Gasification technologies continue to be improved and are providing a practical methods for using mixed biomass and other wastes to make electricity. The breakthroughs in this area is in the use of the light gas products as sources of hydrogen and liquid fuels. Small scale Fischer-Tropsch reactions, reforming and other techniques for upgrading the products are being developed. These applications are not yet commercially viable because of product quality and separation issues that prevent the use of off the shelf technology. However there has been continued progress in this area and technologies are emerging that improve the biomass conversion process and/or produce products that can be used in downstream process. materials.
Hydrothermal Carbonization/Liquefaction (HTC/HTL)

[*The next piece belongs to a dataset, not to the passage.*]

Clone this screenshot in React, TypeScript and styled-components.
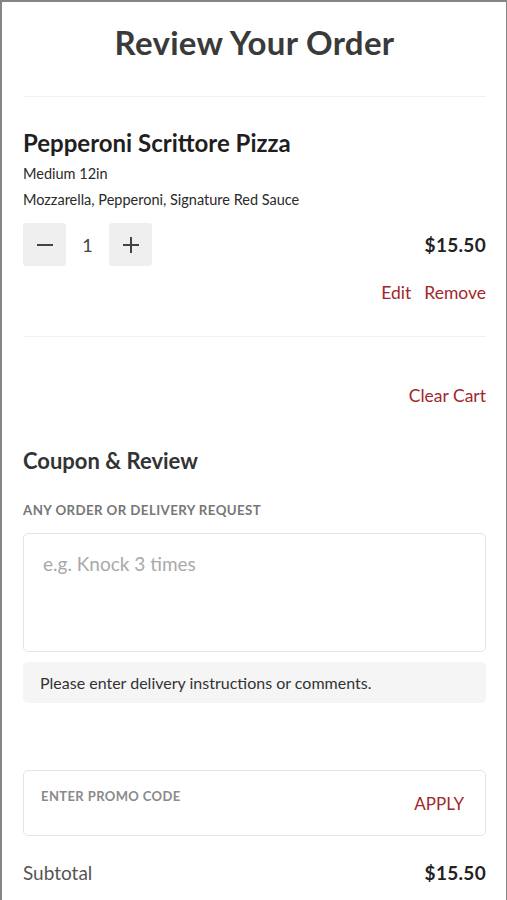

Although developed over a century ago, this technology had been the least investigation of the major thermochemical pathways to biofuels. However, in the past decade or so, there has a surge in ventures in this sector, though still small compared to the other thermochemical processes, such as torrefaction and pyrolysis. On the March 29, 2016 issue of Biofuels Digest, a major project announced for Australia was reviewed (“Queensland Greenlights Advanced Drop-in Biofuels Project for Military, Aviation, Marine”). Hydrothermal liquefaction is included in the mandate of IEA Bioenergy Task 34. Hydrothermal liquefaction is also been heavily promoted by Battelle who along with other partners is planning larger scale demonstrations. Extensions of the technology to processes operating at supercritical and near subcritical conditions are also being evaluated by a number of groups; one of these companies, Licella, recently announced a demonstration project with Canfor (Biofuels Digest, July 4, 2016, “Canfor to Invest $70 Million in 400,000 bpy Licella Biocrude Plant”).
Upgrading Volatile Products
A number of biomass conversion processes produce significant quantities of carbonaceous molecules that boil below the temperature required for use a transportation fuel. These lights are currently burned to provide heat for the conversion process. Typical heat produce exceeds the process needs and coproduction of electricity at a net loss is included to use this carbon and avoid a problem meeting life-cycle carbon reduction targets. There are a number efforts underway to convert these light products to fuel either in separate reactors or by recycling them to the conversion process. An example is Virent’s BioForming® platform is based on a novel combination of Aqueous Phase Reforming (APR) technology with modified conventional catalytic processing.
Solvent and ionic liquid pretreatment methods
The use of solvents to liquefy biomass continues to move forward. The liquefaction improves the selectivity and yields of the conversion process, which could be pyrolysis, gasification or fermentation. It facilates separation of cellulose and lignin allowing separate processing. A wide variety of organic solvents have been proposed for this purpose and efficient systems for reducing the cost are being developed. Ionic liquids, which are organic salts, are being evaluated because they are highly effective at lignin and cellulose degradation. They can be easily separated from the product stream for recycle. However, one of the more intriguing proposal is the recycle of pyrolysis oil or partially upgraded oil for this purpose. A venture in this sector, BIOeCON, was reviewed in Biofuels Digest(April 26, 2015).
Many biomass conversion processes produce carbon char and/or high molecular weight materials (tars) unsuitable for transportation fuel. Managing these tars during processing and finding outlets for them that do not negatively impact life cycle estimates of GHG reduction is a continuing developing area. One of the technologies that is emerging involve using the high molecular products in asphalt manufacturing and recycling.
While many specific examples discussed above will not be successful, the fact that major efforts to scale up and commercialization are underway demonstrate that these are fruitful areas for future development. Reducing greenhouse gas continues to be a societal imperative. This need is driving research and development efforts throughout the world and numerous technologies will begin to emerge. The harsh realities of the commercial marketplace will dictate which ones will be successful.